TEL AVIV – A gag order has been imposed on the investigation into Monday’s shooting at Jordan’s Baqa’a refugee camp, in which five people, including three intelligence officers, were killed.
Dr. Amjad Alikadi, the head of Jordan’s communications authority, said that the gag order was imposed to protect the public interest and violators will be prosecuted.
Hours after the incident, at the kingdom’s biggest refugee camp, prime suspect Mahmoud Masharfeh was arrested after he went into hiding in a nearby mosque.
Jordanian authorities have insisted that it was a lone-wolf attack rather than an act of terror, in spite of Islamic State threats to retaliate against the kingdom’s participation in the Western coalition against them.
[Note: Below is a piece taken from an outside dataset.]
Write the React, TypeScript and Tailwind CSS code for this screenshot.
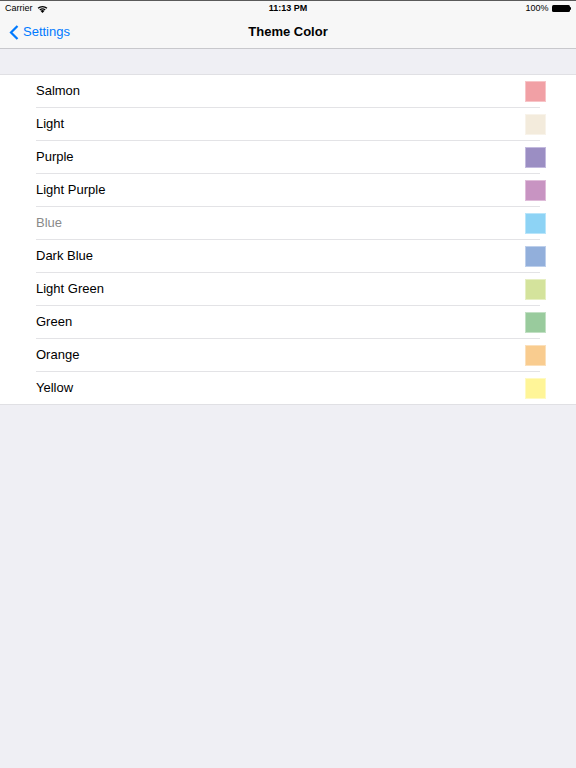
import React from 'react';

const colors = [
  { name: 'Salmon', swatch: 'bg-[#f1a0a5] border-[#f7c4c7]' },
  { name: 'Light', swatch: 'bg-[#f3ebdc] border-[#f8f3ea]' },
  { name: 'Purple', swatch: 'bg-[#9b8ec3] border-[#c3bade]' },
  { name: 'Light Purple', swatch: 'bg-[#c894c2] border-[#dfbcd9]' },
  { name: 'Blue', swatch: 'bg-[#8dd3f5] border-[#b9e5fa]', muted: true },
  { name: 'Dark Blue', swatch: 'bg-[#92afdb] border-[#bdcfeb]' },
  { name: 'Light Green', swatch: 'bg-[#d4e39c] border-[#e6efc3]' },
  { name: 'Green', swatch: 'bg-[#99cb9d] border-[#c2e0c4]' },
  { name: 'Orange', swatch: 'bg-[#f9cc8f] border-[#fbe0bb]' },
  { name: 'Yellow', swatch: 'bg-[#fff598] border-[#fffac2]' },
];

const font = { fontFamily: '"Liberation Sans", Arial, sans-serif' };

function StatusBar() {
  return (
    <div className="relative flex h-[16px] items-center justify-between border-t border-[#5a5a5a] px-[5px] text-[9px] text-black">
      <div className="flex items-center gap-[4px]">
        <span>Carrier</span>
        <svg width="11" height="8" viewBox="0 0 11 8">
          <path d="M5.5 8 L3.6 5.9 A2.8 2.8 0 0 1 7.4 5.9 Z" fill="#000" />
          <path d="M2.4 4.6 A4.6 4.6 0 0 1 8.6 4.6 L7.8 5.4 A3.5 3.5 0 0 0 3.2 5.4 Z" fill="#000" />
          <path d="M0.6 2.8 A7.2 7.2 0 0 1 10.4 2.8 L9.5 3.7 A6 6 0 0 0 1.5 3.7 Z" fill="#000" />
        </svg>
      </div>
      <span className="absolute left-1/2 -translate-x-1/2 font-bold">11:13 PM</span>
      <div className="flex items-center gap-[3px]">
        <span>100%</span>
        <div className="flex items-center">
          <div className="h-[7px] w-[18px] rounded-[1.5px] bg-black" />
          <div className="h-[3px] w-[1.5px] rounded-r-[1px] bg-black" />
        </div>
      </div>
    </div>
  );
}

function NavBar() {
  return (
    <div className="relative flex h-[33px] items-center border-b border-[#c8c8cc]">
      <div className="flex items-center gap-[4px] pl-[9px] text-[13px] text-[#007aff]">
        <svg width="10" height="15" viewBox="0 0 10 15">
          <path d="M8.5 1 L2 7.5 L8.5 14" fill="none" stroke="#007aff" strokeWidth="2.2" />
        </svg>
        <span>Settings</span>
      </div>
      <span className="absolute left-1/2 -translate-x-1/2 text-[13px] font-bold text-black">
        Theme Color
      </span>
    </div>
  );
}

export default function App() {
  return (
    <div className="flex min-h-[768px] flex-col bg-[#efeff4]" style={font}>
      <div className="bg-[#f7f7f7]">
        <StatusBar />
        <NavBar />
      </div>
      <div className="h-[25px]" />
      <div className="border-y border-[#e0e0e4] bg-white">
        {colors.map((c, i) => (
          <div key={c.name} className="px-[30px] pl-[36px]">
            <div className="flex h-[32px] items-center justify-between">
              <span className={`text-[13px] ${c.muted ? 'text-[#8a8a8a]' : 'text-black'}`}>
                {c.name}
              </span>
              <div className={`h-[21px] w-[21px] border ${c.swatch}`} />
            </div>
            {i < colors.length - 1 && <div className="mr-[6px] h-px bg-[#e3e3e6]" />}
          </div>
        ))}
      </div>
    </div>
  );
}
“Investigations are under way but early indications are that this was an isolated and individual act,” government spokesman Mohamed Momani told reporters.
An Arab intelligence source, who is well acquainted with Jordan, told Breitbart Jerusalem that the authorities haven’t completely ruled out an organized terrorist attack. He said that many Syrian refugees, Palestinian residents, and Jordanian citizens have been arrested on suspicion of supporting IS.
“The investigation is still underway, we will know more in the coming hours. But there are indications that independent militants and terrorist organizations are operating in Jordan and seeking to undermine its national security,” he said. “The main concern is that this attack was a prelude to a string of attacks on Jordanian soil. It has been published that IS threatened to carry out attacks on every member of the international coalition during Ramadan, and it makes sense that the organization will find respite in Jordan after having been delivered blows in Syria and Iraq, as well as having faced an attack on its bases in the Sirte area in Libya.”
Despite having lost ground in Fallujah and in its capital, Raqqa, IS is still capable of carrying out spectacular attacks in the region and in the West, he said.
“First of all, IS is an ideology, with millions of sympathizers around the world, and we have to treat all of them as a potential threat,” he said. “Every time the organization is on the defensive, it retaliates with deadly attacks. And this may well be the case this time as well.”
“To the best of my knowledge, Jordan is doing its utmost to intercept IS attacks, but the organization has proved to be sophisticated and able,” he said. “I just hope that we will survive Ramadan, that has just started, and that the counterintelligence activity will continue, full steam ahead, alongside military operations.”